Filipe says fatigued rowers often make their movement more “economical” by opening the back too early, but this will “lose physiological input”. Incorrect movement patterns might “keep a rower’s heart rate in the correct zone and their power level up but actually the load is too great” and they are not achieving the intended leg-orientated training objective. So, programming an optimal training load is key.

“We look at what we feel is achievable and how much an athlete can cope. It works out at about 12 hours a week which is substantial. When you are doing that amount there is still a good level of training stress.”

Eighty percent or more of their training load is “zone two”. Zone two is aerobic training, designed to build base fitness and stamina. The hallmarks of a typical zone two session are low stroke rate, low intensity, and high mileage, for example sixty minutes on the ergo pulling a prescribed split at rate nineteen. Filipe does a lot of testing to define each individual’s prescribed split and “get the zones right”, something he believes the national program misses.

“British Rowing for example will use 2 mmol per litre and 4 mmol per litre of lactate as their measure and then plot all their graphs. But these markers will be affected by glycogen levels and a whole lot of other stuff. When you don’t have a conveyor belt of elite athletes coming through you’ve got to be a bit cleverer with what you do. It is not the thirty hours a week of GB Rowing, but we are still achieving a lot.”

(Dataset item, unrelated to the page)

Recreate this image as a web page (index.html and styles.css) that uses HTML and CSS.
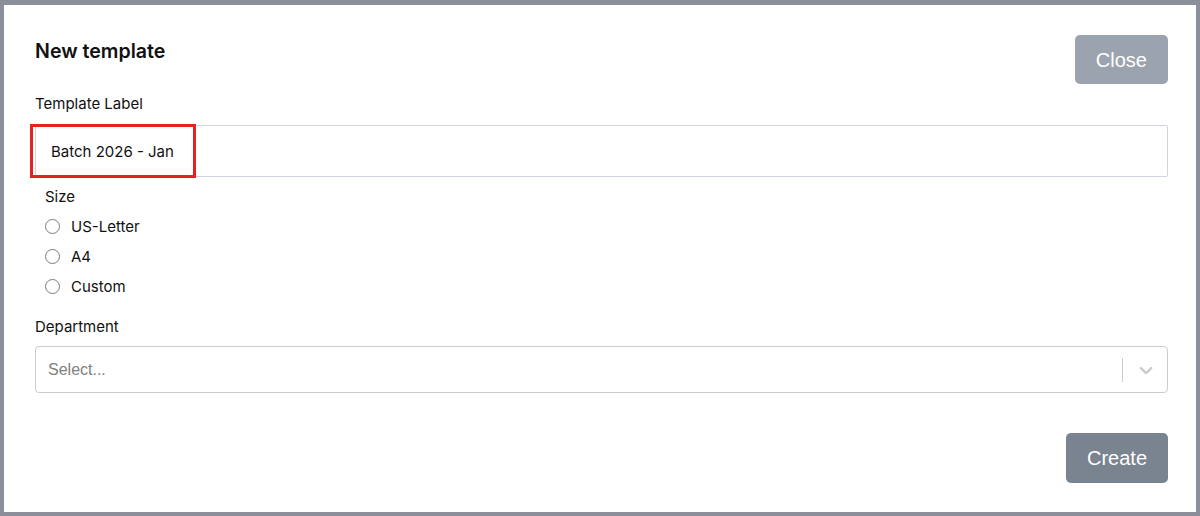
FILE: index.html
```html
<!DOCTYPE html>
<html lang="en">
<head>
    <meta charset="UTF-8">
    <meta name="viewport" content="width=device-width, initial-scale=1.0">
    <title>New template</title>
    <link rel="stylesheet" href="styles.css">
</head>
<body>
    <div class="modal">
        <div class="modal-header">
            <h2>New template</h2>
            <button class="btn btn-close">Close</button>
        </div>

        <label class="field-label" for="label">Template Label</label>
        <div class="input-wrap">
            <input id="label" class="text-input" value="Batch 2026 - Jan">
            <div class="highlight"></div>
        </div>

        <div class="size-group">
            <div class="size-title">Size</div>
            <label class="radio-row"><input type="radio" name="size"> US-Letter</label>
            <label class="radio-row"><input type="radio" name="size"> A4</label>
            <label class="radio-row"><input type="radio" name="size"> Custom</label>
        </div>

        <div class="field-label dept-label">Department</div>
        <div class="select">
            <span class="placeholder">Select...</span>
            <div class="indicators">
                <span class="separator"></span>
                <svg class="chevron" width="20" height="20" viewBox="0 0 20 20">
                    <path d="M4.516 7.548c0.436-0.446 1.043-0.481 1.576 0l3.908 3.747 3.908-3.747c0.533-0.481 1.141-0.446 1.574 0 0.436 0.445 0.408 1.197 0 1.615-0.406 0.418-4.695 4.502-4.695 4.502-0.217 0.223-0.502 0.335-0.787 0.335s-0.57-0.112-0.789-0.335c0 0-4.287-4.084-4.695-4.502s-0.436-1.17 0-1.615z"></path>
                </svg>
            </div>
        </div>

        <div class="modal-footer">
            <button class="btn btn-create">Create</button>
        </div>
    </div>
</body>
</html>
```

FILE: styles.css
```css
body {
    margin: 0;
    padding: 5px 4px 4px 4px;
    background-color: #8a8f99;
    font-family: Inter, "Noto Sans", sans-serif;
    color: #111;
}

.modal {
    background: #fff;
    height: 507px;
    box-sizing: border-box;
    padding: 30px 28px 29px 31px;
}

.modal-header {
    display: flex;
    justify-content: space-between;
    align-items: flex-start;
    height: 49px;
}

.modal-header h2 {
    margin: 4px 0 0 0;
    font-size: 19.6px;
    font-weight: 600;
    line-height: 24px;
}

.btn {
    border: none;
    border-radius: 5px;
    color: #fff;
    font-family: "Liberation Sans", Arial, sans-serif;
    font-size: 20px;
    padding: 0 21px;
    cursor: pointer;
}

.btn-close {
    height: 49px;
    padding-top: 2px;
    background-color: #9ba3ae;
}

.btn-create {
    height: 50px;
    padding-top: 1px;
    background-color: #7a8390;
}

.field-label {
    display: block;
    font-size: 15px;
    line-height: 20px;
    margin-top: 10px;
    margin-bottom: 11px;
}

.input-wrap {
    position: relative;
}

.text-input {
    display: block;
    width: 100%;
    height: 52px;
    box-sizing: border-box;
    border: 1px solid #cfd5de;
    border-radius: 2px;
    padding: 0 15px;
    font-family: Inter, "Noto Sans", sans-serif;
    font-size: 15px;
    color: #111;
    outline: none;
}

/* red box marking the typed value */
.highlight {
    position: absolute;
    left: -5px;
    top: -1px;
    width: 166px;
    height: 54px;
    box-sizing: border-box;
    border: 3px solid #e32222;
}

.size-group {
    padding-left: 10px;
    margin-top: 4px;
}

.size-title,
.radio-row {
    height: 30px;
    display: flex;
    align-items: center;
    font-size: 15px;
}

.radio-row input {
    appearance: none;
    width: 15px;
    height: 15px;
    margin: 0 11px 0 0;
    border: 1.5px solid #7a7a7a;
    border-radius: 50%;
    box-sizing: border-box;
}

.dept-label {
    margin-top: 16px;
    margin-bottom: 9px;
}

.select {
    height: 47px;
    box-sizing: border-box;
    border: 1px solid #cccccc;
    border-radius: 4px;
    display: flex;
    align-items: center;
    padding-left: 12px;
}

.placeholder {
    flex: 1;
    font-family: "Liberation Sans", Arial, sans-serif;
    font-size: 16px;
    color: #808080;
}

.indicators {
    display: flex;
    align-items: center;
    height: 100%;
}

.separator {
    width: 1px;
    height: 24px;
    background-color: #cccccc;
}

.chevron {
    fill: #cccccc;
    padding: 0 11px 0 13px;
    transform: scale(1.1);
}

.modal-footer {
    display: flex;
    justify-content: flex-end;
    margin-top: 40px;
}
```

Filipe joined OUBC in 2007 and is proud of their progress: “The proof of the pudding is that our athletes keep improving. It is not some random lactate test, the improvements are across all parameters.” Another difference between the Oxford system and other setups is the absence of weight training. Despite not lifting weights the squad’s peak power tests are still “very good”. Filipe says the Oxford men are hitting between 800 and 1000 watts and they are “not the heaviest of athletes”. He notes the wide spectrum OUBC rowers he works with.

“We recently had a young kid out of juniors drop his 5km from 17:29 to 15:58. And internationals like Malcolm Howard and Mike de Santo, who have been rowing for many years come here and set PBs. Stan Louloudis went 14:50 for his 5km on this type of training and it would be a brave person to say that Stan wasn’t achieving his potential. It shows we are doing something right.”

Perhaps, the results come from Filipe’s ability to flex the program. Aligning with his technique-first model of training he says high intensity pieces might not arrive at the same point each season.

“…some guys might row an eight perfectly level and it is all fantastic but if you’ve got to try and develop technique then you can’t be doing those hard sessions. The guys will just go downhill. Some years we introduce intensity a little bit sooner than others. It may be as late as December when we are preparing for trials eights.”

“If we win, so what? Maybe we win because Cambridge are poor. Well, that doesn’t justify what we’ve done as being correct.”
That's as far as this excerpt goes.